Posted on September 27, 2012 @ 09:32:00 PM by Paul Meagher
Reading the Steven Jobs biography. About 50 or so pages into it. Good
read so far.
Mostly reading about Jobs' intense search for spiritual meaning in his formative years, or at least up til about 20 years of age or so - difficult to tell sometimes because the cronology is not always evident in the narrative.
One point of interest for me so far was Jobs' early intellectual recognition of a distinction between analytical mode and intuitive modes of understanding. Jobs felt it was actually more important to cultivate the intuitive mode of thinking than the analytical mode which he felt was more dominant in North American society than Indian society (the main lesson he took from his 7 or so months in India looking for enlightenment).
Meditation, Zen, drugs, and extreme diets were some of the early tools that Jobs used to cultivate his intuitive side (I haven't read that far into the book so can't say more at this point). He was also passionate about
electronics during his formative years so his analytical side was sufficiently well fed that the importance of cultivating his intuitive side may have been obvious to him. His analytical mode was also his more tempermental mode (think anger management level) so some Zen mode served him well early on and throughout his life.

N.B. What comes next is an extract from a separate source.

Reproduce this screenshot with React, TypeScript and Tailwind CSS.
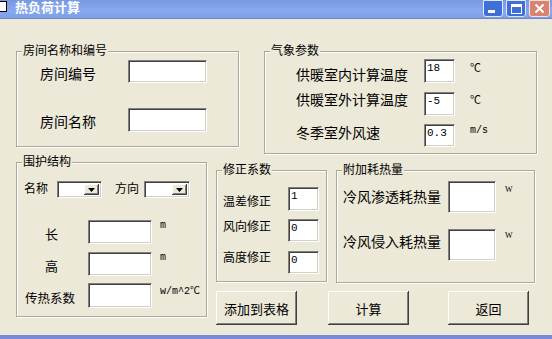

The point I wish to make from this discussion is that the analytical/intuitive distinction is recognized in commonsense, spiritual, and scientific literature (Kahneman's thinking fast and slow) so perhaps there is some truth to it. Given the existence of these modes, we can ask the question about the relative importance of each mode in the roles of those involved in a startup. In many ways it is a false rivalry because the issue is not whether one or the other mode is better but, probably, how to successfully intergate both modes in all who are involved so as to drive innovation at the rate it needs to be fed. I expect the book to continue to explore this theme.